Voilà pour le plus gros écueil de ce titre, qui reste incontournable pour les amateurs qui ne jurent que par le old school à la Ninja Gaiden, là où on meurt, où c'est dur et où il faut se coller des crampes aux mains pour maîtriser l'outil. Car au-delà de ce problème, des errances occasionnelles de caméra, de l'insupportable musique de combat pseudo-indus qui répète forcément ses boucles tous les 3 mètres, et de quelques autres détails pour chipoter (les ombres, l'arme Guilgamesh un peu ratée...), DMC4 assure du grand spectacle.

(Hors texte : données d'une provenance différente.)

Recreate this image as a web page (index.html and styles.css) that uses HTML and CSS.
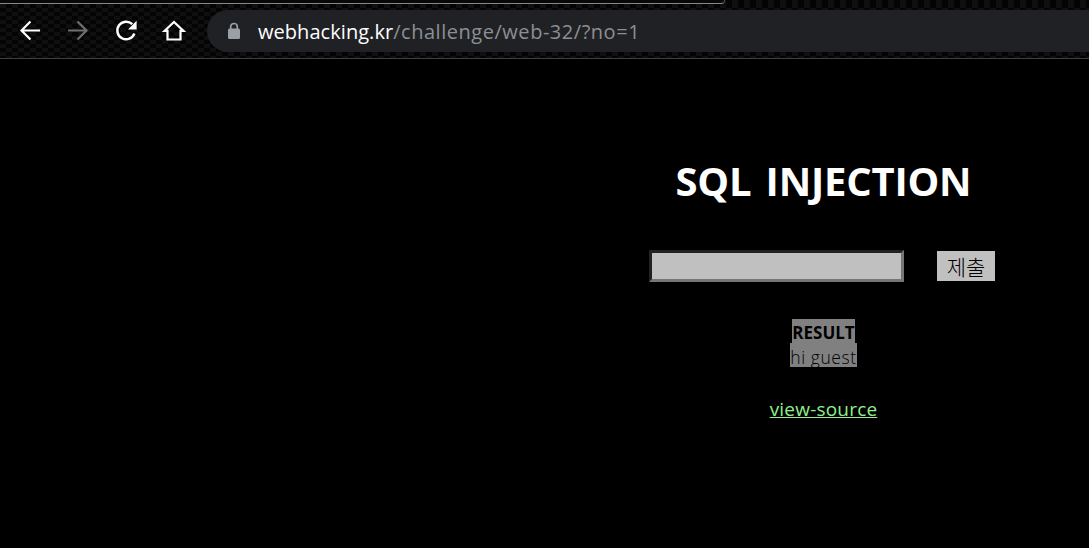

Capcom livre un game design certes classique, voir rétrograde (les portes obstruées le temps de nettoyer une salle, les puzzles ultra convenus), mais maîtrisé, avec ses niveaux courts, pensés pour être refaits dans une optique de performance, ses missions cachées exigeantes, ses modes de difficulté croissants, son bestiaire varié adapté aux mécaniques des héros et son système de notation, qui prend en compte chaque utilisation d'objet ou de Continue avant d'attribuer les points d'expérience. Ceux-ci peuvent être redistribués un peu à loisir (entre les niveaux où aux statues parsemant les niveaux), automatiquement si on a la flemme d'optimiser tout ça, et les orbes rouges ne servent plus que de monnaie pour les objets... C'est somme toute le meilleur des deux mondes ; de quoi prendre un peu les débutants par la main, mais une profondeur réelle pour les fondus. Le tout à 60 FPS, sur PS3 comme sur Xbox 360, avec des loadings quasi-inexistants (au prix de 25 minutes d'instal' sur PS3), et un visuel Next-Gen comme on aimerait en voir plus souvent venu du Japon. Difficile de se plaindre.